Soweit kein echtes Wechselmodell vorliegt sondern lediglich von einem erweiterten Umgang auszugehen ist, findet die oben dargestellte Berechnung keine Anwendung. In diesen Fällen bleibt es grundsätzlich bei der vollen Unterhaltsverpflichtung des umgangsberechtigten Elternteils. Allerdings darf nicht verkannt werden, dass durch erweiterten Umgang beim Umgangsberechtigten zusätzliche Kosten zum Beispiel für Verpflegung entstehen und sich auch Mehrkosten beispielsweise durch Fahrtkosten und erhöhte Wohnkosten ergeben.

Zumeist wird hier dem reinen Mehraufwand, der nicht unmittelbar dem Kinde zugute kommt, dadurch Rechnung getragen, dass der Kindesunterhalt aus einer niedrigeren Einkommensstufe der Düsseldorfer Tabelle als der eigentlich zutreffenden Stufe entnommen wird.
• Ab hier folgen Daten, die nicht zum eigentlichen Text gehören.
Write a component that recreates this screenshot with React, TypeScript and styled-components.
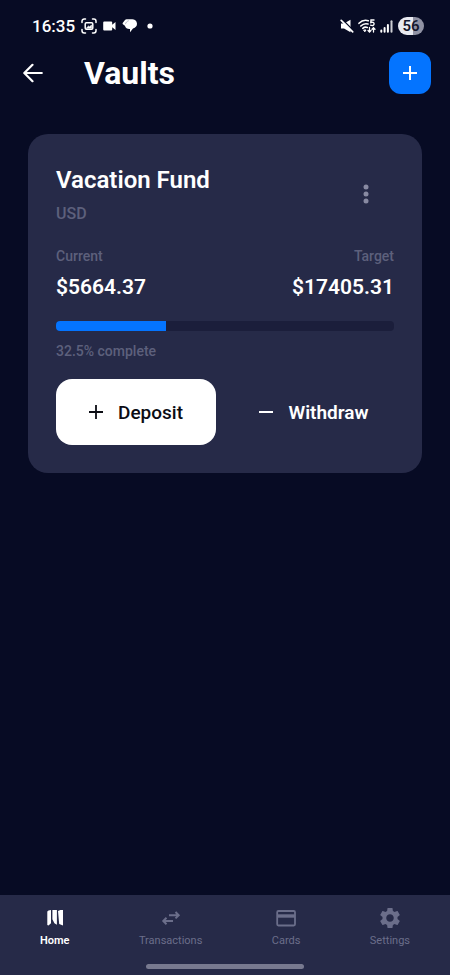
import React from "react";
import styled, { createGlobalStyle } from "styled-components";

const GlobalStyle = createGlobalStyle`
  *, *::before, *::after { box-sizing: border-box; }
  body { margin: 0; background: #070b24; font-family: Roboto, "Liberation Sans", sans-serif; }
  button { font: inherit; border: 0; padding: 0; background: none; color: inherit; cursor: pointer; }
  h1, h2, p, dl, dd, dt { margin: 0; }
  svg { display: block; flex: none; }
`;

const Screen = styled.div`
  min-height: 100vh;
  display: flex;
  flex-direction: column;
  color: #fff;
  background: #070b24;
`;

const StatusBar = styled.div`
  height: 52px;
  padding: 0 26px 0 32px;
  display: flex;
  align-items: center;
  justify-content: space-between;
`;

const StatusGroup = styled.div<{ $gap: number }>`
  display: flex;
  align-items: center;
  gap: ${(p) => p.$gap}px;
`;

const Clock = styled.time`
  font-size: 17px;
  font-weight: 500;
`;

const Battery = styled.span`
  width: 26px;
  height: 18px;
  margin-left: 1px;
  border-radius: 9px;
  background: linear-gradient(90deg, #e9eaf1 56%, #9092a4 56%);
  color: #15182e;
  font-size: 15px;
  font-weight: 600;
  line-height: 18px;
  text-align: center;
`;

const Header = styled.header`
  display: flex;
  align-items: center;
  padding: 0 19px 0 20px;
`;

const BackButton = styled.button`
  width: 26px;
  height: 42px;
  display: grid;
  place-items: center;
`;

const PageTitle = styled.h1`
  flex: 1;
  margin-left: 38px;
  font-size: 32px;
  font-weight: 700;
  line-height: 42px;
`;

const AddButton = styled.button`
  width: 42px;
  height: 42px;
  display: grid;
  place-items: center;
  border-radius: 12px;
  background: #0474ff;
`;

const Main = styled.main`
  flex: 1;
  padding: 40px 28px 28px;
`;

const Card = styled.article`
  padding: 28px;
  border-radius: 20px;
  background: #262a48;
`;

const CardTop = styled.div`
  display: flex;
  align-items: flex-start;
  justify-content: space-between;
`;

const CardTitle = styled.h2`
  font-size: 24px;
  font-weight: 600;
  line-height: 36px;
`;

const Currency = styled.p`
  color: #5d607c;
  font-size: 16px;
  font-weight: 500;
  line-height: 32px;
`;

const MenuButton = styled.button`
  width: 56px;
  height: 64px;
  display: grid;
  place-items: center;
  color: #888aa2;
`;

const Amounts = styled.dl`
  display: flex;
  justify-content: space-between;
  margin-top: 16px;
`;

const Amount = styled.div<{ $align: "left" | "right" }>`
  text-align: ${(p) => p.$align};
`;

const AmountLabel = styled.dt`
  color: #5d607c;
  font-size: 14px;
  font-weight: 500;
  line-height: 20px;
`;

const AmountValue = styled.dd`
  margin-top: 6px;
  font-size: 21px;
  font-weight: 600;
  line-height: 30px;
`;

const Progress = styled.div`
  height: 10px;
  margin-top: 19px;
  border-radius: 4px;
  overflow: hidden;
  background: #1b1e3b;
`;

const ProgressFill = styled.div`
  height: 100%;
  background: #0474ff;
`;

const ProgressText = styled.p`
  margin-top: 10px;
  color: #5d607c;
  font-size: 14px;
  font-weight: 500;
  line-height: 20px;
`;

const Actions = styled.div`
  display: grid;
  grid-template-columns: 1fr 1fr;
  gap: 18px;
  margin-top: 18px;
`;

const ActionButton = styled.button<{ $primary?: boolean }>`
  height: 66px;
  display: flex;
  align-items: center;
  justify-content: center;
  gap: 15px;
  border-radius: 16px;
  background: ${(p) => (p.$primary ? "#fff" : "transparent")};
  color: ${(p) => (p.$primary ? "#0c0d14" : "#fff")};
  && {
    font-size: 19px;
    font-weight: ${(p) => (p.$primary ? 500 : 600)};
  }
`;

const BottomNav = styled.nav`
  display: flex;
  flex-direction: column;
  align-items: center;
  padding-bottom: 6px;
  background: #262a48;
`;

const Tabs = styled.div`
  width: 100%;
  height: 69px;
  display: flex;
  justify-content: space-between;
  padding: 12px 40px 0;
`;

const Tab = styled.a<{ $active?: boolean }>`
  display: flex;
  flex-direction: column;
  align-items: center;
  gap: 4px;
  color: ${(p) => (p.$active ? "#fff" : "#6b6e8a")};
  font-size: 11px;
  font-weight: ${(p) => (p.$active ? 600 : 400)};
  line-height: 16px;
  text-decoration: none;
`;

const HomeIndicator = styled.div`
  width: 35%;
  height: 5px;
  border-radius: 3px;
  background: #77798f;
`;

const ScreenshotIcon = () => (
  <svg width="16" height="16" viewBox="0 0 16 16" fill="none" stroke="#fff" strokeWidth="1.500" strokeLinecap="round">
    <path d="M1 4.500V3.200A2.200 2.200 0 0 1 3.200 1h1.300M11.500 1h1.300A2.200 2.200 0 0 1 15 3.200v1.300M15 11.500v1.300a2.200 2.200 0 0 1-2.200 2.200h-1.300M4.500 15H3.200A2.200 2.200 0 0 1 1 12.800v-1.300" />
    <rect x="4.200" y="4.700" width="7.600" height="6.600" rx="1.200" />
    <path d="M5.500 10l2-2 1 .8L10.500 7v3z" fill="#fff" strokeWidth=".6" />
  </svg>
);

const VideoIcon = () => (
  <svg width="13" height="10" viewBox="0 0 13 10" fill="#fff">
    <path d="M1.200.5h7a1 1 0 0 1 1 1v2.300L12.500 1v8L9.200 6.200v2.300a1 1 0 0 1-1 1h-7a1 1 0 0 1-1-1v-7a1 1 0 0 1 1-1z" />
  </svg>
);

const ChatIcon = () => (
  <svg width="15" height="14" viewBox="0 0 15 14" fill="#fff">
    <path d="M2.800 1.200A2.300 2.300 0 0 1 4.800.2h4.700a4.700 4.700 0 0 1 1.500 9.300L8 13.200V10H7.400A4.700 4.700 0 0 1 2.900 6.800L.9 5.200A1 1 0 0 1 .7 4z" />
    <path d="M3.400 5.200c.4-1.800 1.600-3 3.400-3.500" fill="none" stroke="#8d90a4" strokeWidth=".6" />
  </svg>
);

const MuteIcon = () => (
  <svg width="14" height="14" viewBox="0 0 14 14" fill="#fff">
    <path d="M1 4.400h3L10.500.8v12.400L4 9.600H1z" />
    <path d="M2 .2L14 12.200" stroke="#070b24" strokeWidth="1.500" />
    <path d="M1.200 1.300L12.700 12.800" stroke="#fff" strokeWidth="1.700" strokeLinecap="round" />
  </svg>
);

const WifiIcon = () => (
  <svg width="18" height="14" viewBox="0 0 18 14" fill="none" stroke="#fff" strokeWidth="1.600" strokeLinecap="round">
    <path d="M1 4.300C3.500 1.700 7 .8 10.300 1.700M2.800 7c2-2 4.700-2.700 7.200-2M4.800 9.300c1.300-1.100 3-1.400 4.500-.8" />
    <path d="M6 11h2l-1 1.500z" fill="#fff" strokeWidth="1" />
    <path d="M16 1h-3l-.2 2.500c1.800-.7 3.400 0 3.300 1.500s-1.900 2-3.500 1.200" strokeWidth="1.400" />
    <path d="M11.500 8.500v4.300M10 11.500l1.500 1.500 1.500-1.500M15.500 13V8.700M14 10.200l1.500-1.500 1.500 1.500" strokeWidth="1.300" />
  </svg>
);

const SignalIcon = () => (
  <svg width="13" height="13" viewBox="0 0 13 13" stroke="#fff" strokeWidth="2" strokeLinecap="round">
    <path d="M1.300 10.500v1.200M4.600 8v3.700M7.900 5v6.700" />
    <path d="M11.500 1.300v10.400" opacity=".8" />
  </svg>
);

const PlusIcon = ({ stroke }: { stroke: number }) => (
  <svg width="14" height="14" viewBox="0 0 14 14" stroke="currentColor" strokeWidth={stroke}>
    <path d="M7 0v14M0 7h14" />
  </svg>
);

const MapIcon = () => (
  <svg width="22" height="22" viewBox="0 0 22 22" fill="currentColor">
    <path d="M3.300 4.500l1.200-1 2.500-.5v13.200l-2.500 2.200-1.200-.5zM8.400 3h4.500v14.800l-2.500-1.500-2-4zM14 3.900l2.400-.9H19v15.400l-3.800-1.500z" />
  </svg>
);

const TransferIcon = () => (
  <svg width="22" height="22" viewBox="0 0 22 22" fill="none" stroke="currentColor" strokeWidth="2">
    <path d="M9 8.200h9M15.500 5l3.200 3.200-3.200 3.200M13 14H4M6.500 10.800L3.300 14l3.200 3.200" />
  </svg>
);

const CardIcon = () => (
  <svg width="22" height="22" viewBox="0 0 22 22" fill="none" stroke="currentColor" strokeWidth="1.800">
    <rect x="2.200" y="4" width="17.800" height="14.500" rx="1.200" />
    <path d="M2 9h18" strokeWidth="3.400" />
  </svg>
);

const GearIcon = () => (
  <svg width="22" height="22" viewBox="1.500 1.500 21 21" fill="currentColor">
    <path d="M19.140 12.940c.04-.3.060-.61.060-.94 0-.32-.02-.64-.07-.94l2.030-1.580c.18-.14.23-.41.120-.61l-1.920-3.320c-.12-.22-.37-.29-.59-.22l-2.390.96c-.5-.38-1.030-.7-1.620-.94l-.36-2.540c-.04-.24-.24-.41-.48-.41h-3.840c-.24 0-.43.170-.47.410l-.36 2.540c-.59.240-1.130.570-1.620.940l-2.390-.96c-.22-.08-.47 0-.59.220L2.740 8.870c-.12.210-.08.470.120.610l2.030 1.580c-.05.300-.09.630-.09.940s.02.640.07.940l-2.030 1.580c-.18.140-.23.410-.12.610l1.920 3.320c.12.220.37.290.59.220l2.390-.96c.5.380 1.030.7 1.620.94l.36 2.540c.05.240.24.410.48.410h3.840c.24 0 .44-.17.470-.41l.36-2.540c.59-.24 1.130-.56 1.620-.94l2.390.96c.22.080.47 0 .59-.22l1.920-3.320c.12-.22.070-.47-.12-.61l-2.010-1.580zM12 15.600c-1.980 0-3.600-1.620-3.600-3.600s1.620-3.600 3.600-3.600 3.600 1.620 3.600 3.600-1.620 3.600-3.600 3.600z" />
  </svg>
);

const tabs = [
  { label: "Home", Icon: MapIcon, active: true },
  { label: "Transactions", Icon: TransferIcon },
  { label: "Cards", Icon: CardIcon },
  { label: "Settings", Icon: GearIcon },
];

const progress = 32.5;

export default function App() {
  return (
    <Screen>
      <GlobalStyle />
      <StatusBar>
        <StatusGroup $gap={6}>
          <Clock>16:35</Clock>
          <ScreenshotIcon />
          <VideoIcon />
          <ChatIcon />
          <svg width="14" height="6" viewBox="0 0 14 6">
            <circle cx="7" cy="3" r="2.600" fill="#fff" />
          </svg>
        </StatusGroup>
        <StatusGroup $gap={4}>
          <MuteIcon />
          <WifiIcon />
          <SignalIcon />
          <Battery>56</Battery>
        </StatusGroup>
      </StatusBar>
      <Header>
        <BackButton aria-label="Back">
          <svg width="20" height="20" viewBox="0 0 20 20" fill="none" stroke="#fff" strokeWidth="2.200" strokeLinejoin="round" strokeLinecap="round">
            <path d="M18.800 10H1.500M9.500 1.800L1.300 10l8.200 8.200" />
          </svg>
        </BackButton>
        <PageTitle>Vaults</PageTitle>
        <AddButton aria-label="Add vault">
          <PlusIcon stroke={2} />
        </AddButton>
      </Header>
      <Main>
        <Card>
          <CardTop>
            <div>
              <CardTitle>Vacation Fund</CardTitle>
              <Currency>USD</Currency>
            </div>
            <MenuButton aria-label="Vault options">
              <svg width="6" height="20" viewBox="0 0 6 20" fill="currentColor">
                <circle cx="3" cy="3" r="2.500" />
                <circle cx="3" cy="10" r="2.500" />
                <circle cx="3" cy="17" r="2.500" />
              </svg>
            </MenuButton>
          </CardTop>
          <Amounts>
            <Amount $align="left">
              <AmountLabel>Current</AmountLabel>
              <AmountValue>$5664.37</AmountValue>
            </Amount>
            <Amount $align="right">
              <AmountLabel>Target</AmountLabel>
              <AmountValue>$17405.31</AmountValue>
            </Amount>
          </Amounts>
          <Progress role="progressbar" aria-label="Vault progress" aria-valuenow={progress} aria-valuemin={0} aria-valuemax={100}>
            <ProgressFill style={{ width: `${progress}%` }} />
          </Progress>
          <ProgressText>{progress}% complete</ProgressText>
          <Actions>
            <ActionButton $primary>
              <PlusIcon stroke={1.8} />
              Deposit
            </ActionButton>
            <ActionButton>
              <svg width="14" height="14" viewBox="0 0 14 14" stroke="currentColor" strokeWidth="2">
                <path d="M0 7h14" />
              </svg>
              Withdraw
            </ActionButton>
          </Actions>
        </Card>
      </Main>
      <BottomNav aria-label="Main">
        <Tabs>
          {tabs.map(({ label, Icon, active }) => (
            <Tab key={label} href="#" $active={active} aria-current={active ? "page" : undefined}>
              <Icon />
              {label}
            </Tab>
          ))}
        </Tabs>
        <HomeIndicator />
      </BottomNav>
    </Screen>
  );
}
Hinsichtlich der dem Kind unmittelbar zugute kommenden Zusatzkosten (z.B. Verpflegung, Kleidung) können auch diese im Einzelfall pauschal in einer weiteren Herabstufung in der Düsseldorfer Tabelle erfolgen. Alternativ kommt im Einzelfall auch eine Kürzung des Barunterhaltsbetrages um die Kosten in Betracht, die der andere Elternteil durch die häufigen Umgänge tatsächlich erspart. Dies kommt vor allem dann in Betracht, wenn vom Umgangsberechtigten auch laufende Kosten wie Schulbedarf und Kleidung mit übernommen werden.

Als Fazit lässt sich jedoch festhalten, dass alle Formen von Wechselmodellen keine Selbstläufer sind. Sie müssen im gegenseitigen Einvernehmen mit dem Kind auch gelebt werden, anderenfalls kann keine Form des Wechselmodells praktiziert werden und unterhaltsmäßig auch nur ansatzweise gerecht erfasst werden.

Die vorstehenden Ausführungen zeigen, eine einfache und pauschale Berechnungsweise gibt es nicht. Will man daher in allen Fällen des Wechselmodells unnötigen Streit über den Unterhalt vermeiden ist es ratsam, durch fachkundige anwaltliche Beratung rechtzeitig eine auf den Einzelfall abgestellte, gerechte und am Kindeswohl orientierte Lösung zu finden.